Khanna also stated that he could not "really fathom" the "undue hurry and haste being exercised for commencement of the construction of this project at this belated stage now, where the present term of the executive council expires on March 31". He added: "I would once again urge you to reconsider your decision with regard to the construction plan or at least keep the same pending till the new EC taking charge in April 2013 approves the same." 

Khanna, meanwhile, also suggested that the IT body refrain from awarding fancy designations to consultants. He lashed out at a consultant — with the designation of "chief economist and director-general of policy outreach" — recommended for a long-term UK visa for 10 years by Nasscom while his contract was only for two years. 

The way ahead
Several EC members feel election reforms — for instance, deciding voting rights based on market capitalisation rather than revenues of a company — are the way forward in ending the "supremacy of the oldies club" (referring to the chairmen council) at Nasscom. Responding to queries from ET Magazine on Khanna's emails, Nasscom chairman N Chandrasekaran conceded that there could be a difference of opinion among members, "but the organisation is taking steps to attract more members to its fold." 

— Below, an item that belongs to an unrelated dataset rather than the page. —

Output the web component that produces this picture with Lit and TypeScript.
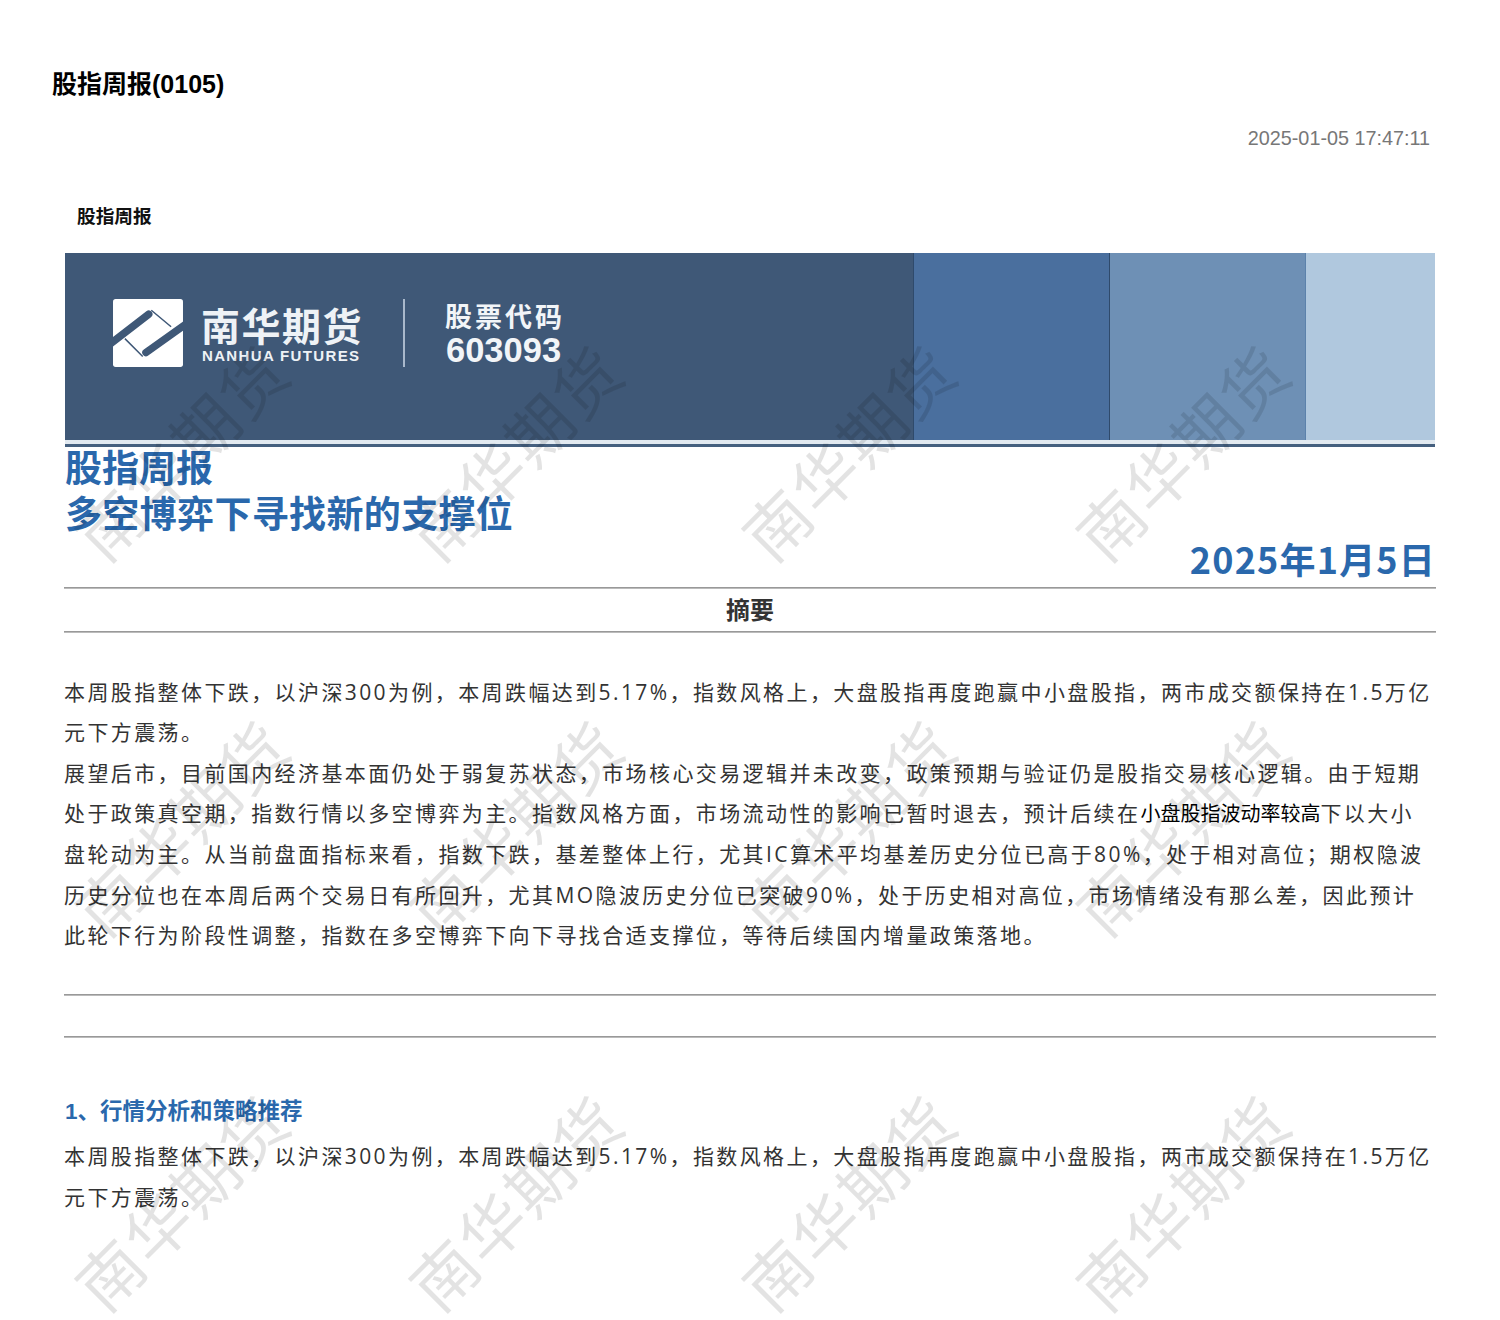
import { LitElement, html, css } from 'lit';
import { customElement } from 'lit/decorators.js';

const SUMMARY_LINES = [
  html`本周股指整体下跌，以沪深300为例，本周跌幅达到5.17%，指数风格上，大盘股指再度跑赢中小盘股指，两市成交额保持在1.5万亿`,
  html`元下方震荡。`,
  html`展望后市，目前国内经济基本面仍处于弱复苏状态，市场核心交易逻辑并未改变，政策预期与验证仍是股指交易核心逻辑。由于短期`,
  html`处于政策真空期，指数行情以多空博弈为主。指数风格方面，市场流动性的影响已暂时退去，预计后续在<span class="tight">小盘股指波动率较高</span>下以大小`,
  html`盘轮动为主。从当前盘面指标来看，指数下跌，基差整体上行，尤其IC算术平均基差历史分位已高于80%，处于相对高位；期权隐波`,
  html`历史分位也在本周后两个交易日有所回升，尤其MO隐波历史分位已突破90%，处于历史相对高位，市场情绪没有那么差，因此预计`,
  html`此轮下行为阶段性调整，指数在多空博弈下向下寻找合适支撑位，等待后续国内增量政策落地。`,
];

const ANALYSIS_LINES = [
  html`本周股指整体下跌，以沪深300为例，本周跌幅达到5.17%，指数风格上，大盘股指再度跑赢中小盘股指，两市成交额保持在1.5万亿`,
  html`元下方震荡。`,
];

// watermark grid: 4 columns, 3 rows
const MARK_X = [180, 513.5, 847, 1180.5];
const MARK_Y = [451, 826, 1201];

@customElement('app-root')
export class AppRoot extends LitElement {
  static styles = css`
    :host {
      display: block;
      position: relative;
      height: 1320px;
      overflow: hidden;
      background: #fff;
      font-family: 'Liberation Sans', 'Noto Sans CJK SC', sans-serif;
      color: #333;
    }

    .page {
      display: flex;
      flex-direction: column;
      padding: 68px 64px 0 52px;
    }

    .doc-title {
      margin: 0;
      font-size: 25px;
      line-height: 32px;
      font-weight: 700;
      color: #000;
    }

    .doc-time {
      margin: 25px 6px 0 0;
      text-align: right;
      font-size: 19.8px;
      line-height: 26px;
      color: #777;
    }

    .doc-tag {
      margin: 53px 0 0 25px;
      font-size: 18.7px;
      line-height: 26px;
      font-weight: 700;
      color: #111;
    }

    .report {
      display: flex;
      flex-direction: column;
      width: 1372px;
      margin: 23px 0 0 12px;
    }

    .banner {
      display: flex;
      width: 1370px;
      margin-left: 1px;
      height: 187px;
    }

    .seg-main {
      width: 848px;
      display: flex;
      align-items: flex-start;
      padding: 46px 0 0 47px;
      box-sizing: border-box;
      background: #3f5877;
    }

    .seg-a, .seg-b, .seg-c { box-sizing: border-box; border-left: 1px solid; }
    .seg-a { width: 196px; background: #4a6f9e; border-left-color: #2f4a6b; }
    .seg-b { width: 196px; background: #6e90b5; border-left-color: #2f4a6b; }
    .seg-c { width: 130px; background: #b0c8de; border-left-color: #5c82ab; }

    .logo-mark { width: 72px; height: 68px; flex: none; }

    .logo-name {
      display: flex;
      flex-direction: column;
      margin-left: 17px;
      color: #eef2f6;
      width: 165px;
    }

    .logo-cn {
      font-size: 39px;
      line-height: 44px;
      margin-top: 7px;
      font-weight: 700;
      letter-spacing: 1.5px;
      white-space: nowrap;
    }

    .logo-en {
      font-size: 15px;
      line-height: 16px;
      margin-top: -2px;
      margin-left: 1px;
      font-weight: 700;
      letter-spacing: 1.35px;
      white-space: nowrap;
    }

    .logo-rule {
      width: 2px;
      height: 68px;
      margin-left: 37px;
      background: #a9b8cb;
    }

    .stock {
      display: flex;
      flex-direction: column;
      margin-left: 40px;
      color: #f2f5f8;
      font-weight: 700;
    }

    .stock-label {
      font-size: 27px;
      line-height: 36px;
      margin-top: 1px;
      letter-spacing: 3px;
      white-space: nowrap;
    }

    .stock-code {
      font-size: 34.5px;
      line-height: 36px;
      margin: -4px 0 0 1px;
    }

    .banner-rule {
      height: 3px;
      width: 1370px;
      margin-left: 1px;
      border-top: 4px solid #e2eaf1;
      background: #45607f;
    }

    .headline {
      margin: 0 0 0 1px;
      color: #2a68ac;
      font-weight: 700;
      font-size: 37px;
      line-height: 46px;
    }

    .headline .sub { display: block; letter-spacing: 0.35px; }

    .report-date {
      margin: -4px 0 6px;
      text-align: right;
      color: #2a68ac;
      font-weight: 700;
      font-size: 36px;
      line-height: 46px;
      letter-spacing: 1.2px;
      font-family: 'Noto Sans CJK SC', sans-serif;
    }

    .rule {
      height: 2px;
      box-sizing: border-box;
      background: #bbb;
      border-top: 1px solid #999;
    }

    .summary-title {
      height: 42px;
      line-height: 44px;
      text-align: center;
      font-size: 24px;
      font-weight: 700;
      color: #333;
    }

    .body-text {
      margin: 0;
      font-size: 21px;
      line-height: 40.33px;
      letter-spacing: 2.4px;
      white-space: nowrap;
      color: #333;
      font-family: 'Open Sans', 'Noto Sans CJK SC', sans-serif;
    }

    .tight { letter-spacing: 0; font-size: 20px; color: #000; }

    .summary { margin-top: 39px; }

    .rule-top { margin-top: 39px; }
    .rule-next { margin-top: 40px; }

    .section-title {
      margin: 56px 0 0 1px;
      font-size: 22.5px;
      line-height: 36px;
      font-weight: 700;
      color: #2a68ac;
    }

    .analysis { margin-top: 6px; }

    .mark {
      position: absolute;
      transform: translate(-50%, -50%) rotate(-45deg);
      font-family: 'Noto Sans CJK SC', sans-serif;
      font-size: 65px;
      line-height: 70px;
      letter-spacing: 2px;
      white-space: nowrap;
      color: rgba(0, 0, 0, 0.11);
      pointer-events: none;
    }
  `;

  private renderLines(lines: unknown[]) {
    return lines.map((line) => html`${line}<br />`);
  }

  render() {
    return html`
      <div class="page">
        <h1 class="doc-title">股指周报(0105)</h1>
        <div class="doc-time">2025-01-05 17:47:11</div>
        <div class="doc-tag">股指周报</div>

        <div class="report">
          <div class="banner">
            <div class="seg-main">
              <svg class="logo-mark" viewBox="14 14 212 206" aria-hidden="true">
                <rect x="14" y="14" width="212" height="206" rx="8" fill="#fff" />
                <path d="M8 148 L122 60 M232 92 L114 176" stroke="#3f5877" stroke-width="23" fill="none" stroke-linecap="round" />
                <path d="M130 48 L190 98 M104 188 L50 134" stroke="#3f5877" stroke-width="4.5" fill="none" />
              </svg>
              <div class="logo-name">
                <span class="logo-cn">南华期货</span>
                <span class="logo-en">NANHUA FUTURES</span>
              </div>
              <div class="logo-rule"></div>
              <div class="stock">
                <span class="stock-label">股票代码</span>
                <span class="stock-code">603093</span>
              </div>
            </div>
            <div class="seg-a"></div>
            <div class="seg-b"></div>
            <div class="seg-c"></div>
          </div>
          <div class="banner-rule"></div>

          <h2 class="headline">股指周报<span class="sub">多空博弈下寻找新的支撑位</span></h2>
          <div class="report-date">2025年1月5日</div>

          <div class="rule"></div>
          <div class="summary-title">摘要</div>
          <div class="rule"></div>

          <p class="body-text summary">${this.renderLines(SUMMARY_LINES)}</p>

          <div class="rule rule-top"></div>
          <div class="rule rule-next"></div>

          <div class="section-title">1、行情分析和策略推荐</div>
          <p class="body-text analysis">${this.renderLines(ANALYSIS_LINES)}</p>
        </div>
      </div>

      ${MARK_Y.map((y) =>
        MARK_X.map((x) => html`<div class="mark" style="left: ${x}px; top: ${y}px">南华期货</div>`)
      )}
    `;
  }
}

He didn't disclose details. He also dismissed talks that the PCC is "dominating" the EC and said "the EC is the sole governing body." He also said Nasscom had created a committee to look for a new president to replace Mittal whose terms ends early next year. Nasscom's public relations persons did not reply to an emailed questionnaire and Murthy requested ET Magazine to direct its questions to Nasscom. Khanna, too, didn't respond to an email.